New York City Mayor Bloomberg’s appointment of Cathie Black encountered fierce blowback from parent groups, unions, and others who were outraged by her lack of public school experience. The New York State Commissioner of Education said that he would approve the Mayoral request to waive state requirements if the Mayor appointed an educator as second in command. He did.
The mayor’s choice of a non-educator for the largest school district in the nation got me thinking about the massive distrust of public school educators in general and teachers in particular. They have taken hit after hit, decade after decade, from policy elites and media for horribly mismanaged urban districts and dragging down the U.S. economy.
Then I recalled the growth of distrust for all government that coincided with this loss of trust. Think of the Vietnam War, Watergate, President Nixon’s resignation, and the habit of presidential candidates from Jimmy Carter through Barack Obama running against politicians in Washington. That distrust of all government–fed further by the 2008 Great Recession, bailouts of too-large-to-fail financial institutions, health care legislation, sharpened political polarization (and lessened civility) including Tea Party candidates in the 2010 election–even gets goofy. Recall the anger among largely white, middle-aged and older voters against federal intrusion who said: “Shrink the government but don’t touch my Medicare”.
Since many political conservatives in advocating vouchers and, later, charter schools have called public schools, “government” schools, the merger of anti-government sentiments and school haters contributed to bashing educators as self-serving professional who care more for their convenience than what students learn. Moreover, policy elites claim that educators lack expertise to manage large organizations and commitment to fundamentally change the status quo. Their distrust has yielded policies from NCLB to pay-4-performance schemes and publishing teachers’ records of their students scores on state tests. Many of these policies are borrowed from the corporate sector such as paying teachers for results and hiring non-educators who were effective managers in companies to be superintendents.
Media stories of inept bureaucrats (e.g., suspending 11 year-old for doing cartwheels at lunchtime), teacher unions hostile to reform, and district leaders mismanaging resources strengthen the conviction that relying on educators to manage effectively is foolish.
Of course, diminished trust in governmental leaders and educators spills over other professionals such as physicians. Increasingly, patients have come to distrust health care providers. Doctors struggle with patients who question their advice.

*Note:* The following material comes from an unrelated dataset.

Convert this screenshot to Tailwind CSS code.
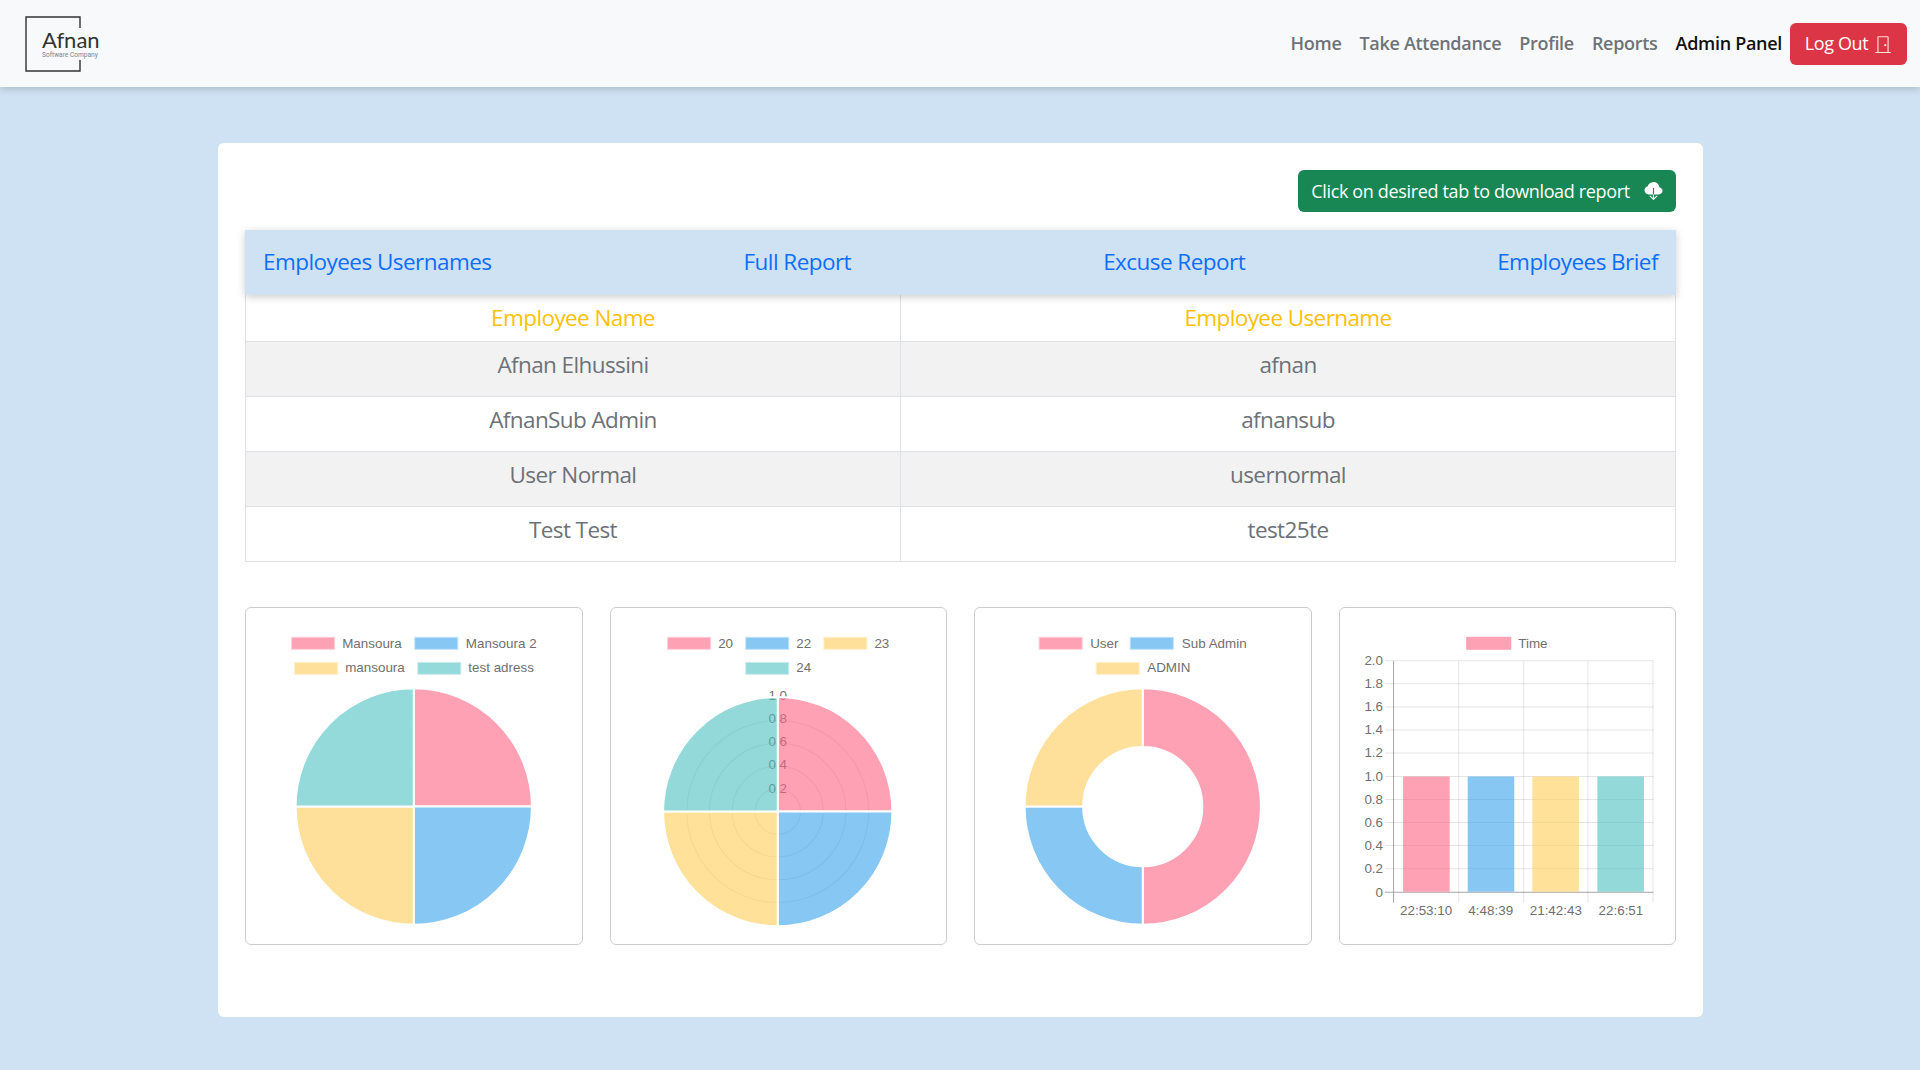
<!DOCTYPE html>
<html lang="en">
<head>
    <meta charset="UTF-8">
    <meta name="viewport" content="width=device-width, initial-scale=1.0">
    <title>Reports</title>
    <script src="https://cdn.jsdelivr.net/npm/@tailwindcss/browser@4"></script>
</head>
<body class="bg-[#cfe2f3] min-h-[1070px] overflow-hidden font-['Open_Sans',sans-serif]">
    <nav class="h-[87px] bg-[#f8f9fa] shadow-[0_2px_8px_rgba(0,0,0,0.18)] flex items-center justify-between pl-[25px] pr-[13px]">
        <!-- logo -->
        <div class="relative w-[75px] h-[56px]">
            <svg class="absolute left-0 top-0" width="57" height="56" viewBox="0 0 57 56" fill="none">
                <path d="M55 12V1H1V55H55V44" stroke="#333" stroke-width="1.4"/>
            </svg>
            <span class="absolute left-[17px] top-[9px] text-[22px] leading-[30px] text-[#333] font-['Lato',sans-serif]">Afnan</span>
            <span class="absolute left-[17px] top-[35px] text-[6.6px] leading-[8px] text-[#7c858e] whitespace-nowrap font-['Roboto',sans-serif]">Software Company</span>
        </div>
        <div class="flex items-center text-[18px] font-semibold text-[#6f7276] tracking-[-0.3px]">
            <a class="mr-[18px]">Home</a>
            <a class="mr-[18px]">Take Attendance</a>
            <a class="mr-[18px]">Profile</a>
            <a class="mr-[18px]">Reports</a>
            <a class="mr-[8px] text-[#111]">Admin Panel</a>
            <button class="w-[117px] h-[42px] bg-[#dc3545] rounded-[6px] text-white font-normal flex items-center justify-center gap-[6px] tracking-[-0.4px]">
                Log Out
                <svg width="18" height="20" viewBox="0 0 16 16" fill="#ffe3d6"><path d="M3 2a1 1 0 0 1 1-1h8a1 1 0 0 1 1 1v13h1.5a.5.5 0 0 1 0 1h-13a.5.5 0 0 1 0-1H3V2zm1 13h8V2H4v13z"/><path d="M9 9a1 1 0 1 0 2 0 1 1 0 0 0-2 0z"/></svg>
            </button>
        </div>
    </nav>

    <main class="w-[1485px] h-[874px] ml-[218px] mt-[56px] bg-white rounded-[6px] px-[27px] pt-[27px]">
        <div class="flex justify-end">
            <button class="w-[378px] h-[42px] bg-[#198754] text-white rounded-[6px] text-[18px] tracking-[-0.35px] flex items-center justify-center gap-[14px]">
                Click on desired tab to download report
                <svg width="19" height="18" viewBox="0 0 16 16" fill="#fff"><path fill-rule="evenodd" d="M8 0a5.53 5.53 0 0 0-3.594 1.342c-.766.66-1.321 1.52-1.464 2.383C1.266 4.095 0 5.555 0 7.318 0 9.366 1.708 11 3.781 11H7.5V5.5a.5.5 0 0 1 1 0V11h4.188C14.502 11 16 9.57 16 7.773c0-1.636-1.242-2.969-2.834-3.194C12.923 1.999 10.69 0 8 0zm-.354 15.854a.5.5 0 0 0 .708 0l3-3a.5.5 0 0 0-.708-.708L8.5 14.293V11h-1v3.293l-2.146-2.147a.5.5 0 0 0-.708.708l3 3z"/></svg>
            </button>
        </div>

        <div class="relative z-10 mt-[18px] h-[65px] pb-[2px] bg-[#cfe2f3] shadow-[0_2px_8px_rgba(0,0,0,0.2)] flex items-center justify-between px-[18px] text-[22.5px] text-[#0d6efd] tracking-[-0.55px]">
            <a>Employees Usernames</a>
            <a>Full Report</a>
            <a>Excuse Report</a>
            <a>Employees Brief</a>
        </div>

        <table class="w-full table-fixed border-collapse text-center text-[22.5px] font-medium text-[#6c7278] tracking-[-0.6px]">
            <colgroup><col class="w-[655px]"><col></colgroup>
            <thead>
                <tr class="h-[46px] text-[#ffc107]">
                    <th class="font-medium pt-[1px] border border-t-0 border-[#dee2e6]">Employee Name</th>
                    <th class="font-medium pt-[1px] border border-t-0 border-[#dee2e6]">Employee Username</th>
                </tr>
            </thead>
            <tbody>
                <tr class="h-[55px] bg-[#f2f2f2]">
                    <td class="border border-[#dee2e6] pb-[8px]">Afnan Elhussini</td>
                    <td class="border border-[#dee2e6] pb-[8px]">afnan</td>
                </tr>
                <tr class="h-[55px]">
                    <td class="border border-[#dee2e6] pb-[8px]">AfnanSub Admin</td>
                    <td class="border border-[#dee2e6] pb-[8px]">afnansub</td>
                </tr>
                <tr class="h-[55px] bg-[#f2f2f2]">
                    <td class="border border-[#dee2e6] pb-[8px]">User Normal</td>
                    <td class="border border-[#dee2e6] pb-[8px]">usernormal</td>
                </tr>
                <tr class="h-[55px]">
                    <td class="border border-[#dee2e6] pb-[8px]">Test Test</td>
                    <td class="border border-[#dee2e6] pb-[8px]">test25te</td>
                </tr>
            </tbody>
        </table>

        <div class="grid grid-cols-4 gap-[27px] mt-[45px] font-['Liberation_Sans',sans-serif]">
            <!-- pie -->
            <div class="h-[338px] border border-[#ccc] rounded-[6px]">
                <svg class="block w-full h-full" viewBox="1 1 335 335" font-size="13.4" fill="#707070">
                    <rect x="46.5" y="30" width="43" height="12" fill="#ffa1b5" stroke="#ffd0da"/><text x="97" y="40.5">Mansoura</text>
                    <rect x="169.5" y="30" width="43" height="12" fill="#86c7f3" stroke="#c3e3f9"/><text x="220.5" y="40.5">Mansoura 2</text>
                    <rect x="49.5" y="55" width="43" height="12" fill="#ffe09a" stroke="#fff0cd"/><text x="100" y="65">mansoura</text>
                    <rect x="172.5" y="55" width="43" height="12" fill="#95dada" stroke="#caecec"/><text x="223" y="65">test adress</text>
                    <g stroke="#fff" stroke-width="2">
                        <path d="M168.5 199V81A118 118 0 0 1 286.5 199Z" fill="#ffa1b5"/>
                        <path d="M168.5 199H286.5A118 118 0 0 1 168.5 317Z" fill="#86c7f3"/>
                        <path d="M168.5 199V317A118 118 0 0 1 50.5 199Z" fill="#ffe09a"/>
                        <path d="M168.5 199H50.5A118 118 0 0 1 168.5 81Z" fill="#95dada"/>
                    </g>
                </svg>
            </div>
            <!-- polar area -->
            <div class="h-[338px] border border-[#ccc] rounded-[6px]">
                <svg class="block w-full h-full" viewBox="2 1 335 335" font-size="13.4" fill="#707070">
                    <rect x="58.5" y="30" width="43" height="12" fill="#ffa1b5" stroke="#ffd0da"/><text x="109" y="40.5">20</text>
                    <rect x="136.5" y="30" width="43" height="12" fill="#86c7f3" stroke="#c3e3f9"/><text x="187" y="40.5">22</text>
                    <rect x="214.5" y="30" width="43" height="12" fill="#ffe09a" stroke="#fff0cd"/><text x="265" y="40.5">23</text>
                    <rect x="136.5" y="55" width="43" height="12" fill="#95dada" stroke="#caecec"/><text x="187" y="65">24</text>
                    <g fill="none" stroke="#000" stroke-opacity="0.1">
                        <circle cx="168.5" cy="204" r="22.7"/><circle cx="168.5" cy="204" r="45.4"/><circle cx="168.5" cy="204" r="68.1"/><circle cx="168.5" cy="204" r="90.8"/>
                    </g>
                    <g text-anchor="middle">
                        <text x="168.5" y="93">1.0</text><text x="168.5" y="116">0.8</text><text x="168.5" y="139">0.6</text><text x="168.5" y="162">0.4</text><text x="168.5" y="185">0.2</text>
                    </g>
                    <g stroke="#fff" stroke-width="2" fill-opacity="0.6">
                        <path d="M168.5 204V89.5A114.5 114.5 0 0 1 283 204Z" fill="#ff6384"/>
                        <path d="M168.5 204H283A114.5 114.5 0 0 1 168.5 318.5Z" fill="#36a2eb"/>
                        <path d="M168.5 204V318.5A114.5 114.5 0 0 1 54 204Z" fill="#ffcd56"/>
                        <path d="M168.5 204H54A114.5 114.5 0 0 1 168.5 89.5Z" fill="#4bc0c0"/>
                    </g>
                </svg>
            </div>
            <!-- doughnut -->
            <div class="h-[338px] border border-[#ccc] rounded-[6px]">
                <svg class="block w-full h-full" viewBox="1 1 335 335" font-size="13.4" fill="#707070">
                    <rect x="65" y="30" width="43" height="12" fill="#ffa1b5" stroke="#ffd0da"/><text x="116" y="40.5">User</text>
                    <rect x="156" y="30" width="43" height="12" fill="#86c7f3" stroke="#c3e3f9"/><text x="207.5" y="40.5">Sub Admin</text>
                    <rect x="122" y="55" width="43" height="12" fill="#ffe09a" stroke="#fff0cd"/><text x="173" y="65">ADMIN</text>
                    <g stroke="#fff" stroke-width="2">
                        <path d="M168.5 81A118 118 0 0 1 168.5 317V258.5A59.5 59.5 0 0 0 168.5 139.5Z" fill="#ffa1b5"/>
                        <path d="M168.5 317A118 118 0 0 1 50.5 199H109A59.5 59.5 0 0 0 168.5 258.5Z" fill="#86c7f3"/>
                        <path d="M50.5 199A118 118 0 0 1 168.5 81V139.5A59.5 59.5 0 0 0 109 199Z" fill="#ffe09a"/>
                    </g>
                </svg>
            </div>
            <!-- bar -->
            <div class="h-[338px] border border-[#ccc] rounded-[6px]">
                <svg class="block w-full h-full" viewBox="2 2 335 335" font-size="13.4" fill="#707070">
                    <rect x="128" y="30.5" width="45" height="13" fill="#ffa1b5"/><text x="180" y="41.5">Time</text>
                    <g stroke="#000" stroke-opacity="0.1">
                        <path d="M47 54.5H315M47 77.5H315M47 100.5H315M47 123.5H315M47 146.5H315M47 170H315M47 193H315M47 216H315M47 239H315M47 262H315"/>
                        <path d="M120.5 54.5V296M185.5 54.5V296M249.5 54.5V296M314.5 54.5V296"/>
                    </g>
                    <path d="M55.5 54.5V296M47 285.5H315" stroke="#000" stroke-opacity="0.35" fill="none"/>
                    <rect x="65" y="170" width="46.5" height="115" fill="#ff6384" fill-opacity="0.6"/>
                    <rect x="129.5" y="170" width="46.5" height="115" fill="#36a2eb" fill-opacity="0.6"/>
                    <rect x="194" y="170" width="46.5" height="115" fill="#ffcd56" fill-opacity="0.6"/>
                    <rect x="259" y="170" width="46.5" height="115" fill="#4bc0c0" fill-opacity="0.6"/>
                    <g text-anchor="end">
                        <text x="45" y="59">2.0</text><text x="45" y="82">1.8</text><text x="45" y="105">1.6</text><text x="45" y="128">1.4</text><text x="45" y="151">1.2</text><text x="45" y="174.5">1.0</text><text x="45" y="197.5">0.8</text><text x="45" y="220.5">0.6</text><text x="45" y="243.5">0.4</text><text x="45" y="266.5">0.2</text><text x="45" y="290">0</text>
                    </g>
                    <g text-anchor="middle">
                        <text x="88" y="308">22:53:10</text><text x="152.5" y="308">4:48:39</text><text x="217.5" y="308">21:42:43</text><text x="282.5" y="308">22:6:51</text>
                    </g>
                </svg>
            </div>
        </div>
    </main>
</body>
</html>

Have such periods of distrust occurred before? If so, what happened? If not, what can be done?
While there have been past public outcries criticizing U.S. leaders across institutions–consider the massive damages done to labor, immigrants, and public health during the spurt of industrialization and monopolistic practices in post-Civil War decades–these levels of distrust in education, medicine, and other institutions are the highest they have been since the late- 1960s and early 1970s when polls on public confidence began. Most observers point to pivotal events identified above for the steady erosion in confidence in medical care professionals, educators, political office-holders, and others in authority (except for the military). That K-12 schools is not the only institution that has become less trusted simply illustrates that recent economic, political, social, and technological changes have shaken the confidence that Americans have had in their leaders and society.
The magnitude of those changes and the consequences we see about us have convinced me that no single leader, no single plan, no single solution will suffice to rebuild the institutional confidence that is essential in a democratic society that prizes civic engagement, independent institutions, and an economy that distributes rewards based on merit rather than on race, ethnicity, class, or inherited wealth.
What to do? At this point I should list a 10 or 15 point plan for renewing U.S. society. But I have no plan. Nor do I see a leader now or on the horizon who can frame the domestic and foreign problems the nation now faces and offer a direction to follow. But I am not pessimistic or depressed. I am worried, however.
I do worry about the hemorrhaging of trust in our fundamental institutions. I do worry about public schools historically vulnerable to pressure groups because of their total dependence on voters and tax payers for political and economic support. What gives me a small measure of hope–not yet for the lowest tier of urban schools-in the U.S.’s three-tiered system of schooling–is the frequent polls where parents say repeatedly that the schools that their children attend are doing a good job with their sons and daughters. Does this hope remove the worries I have about the current state of our society where so many people express distrust in our basic institutions? No it does not. So I have a frail reed to hang on to in these turbulent times.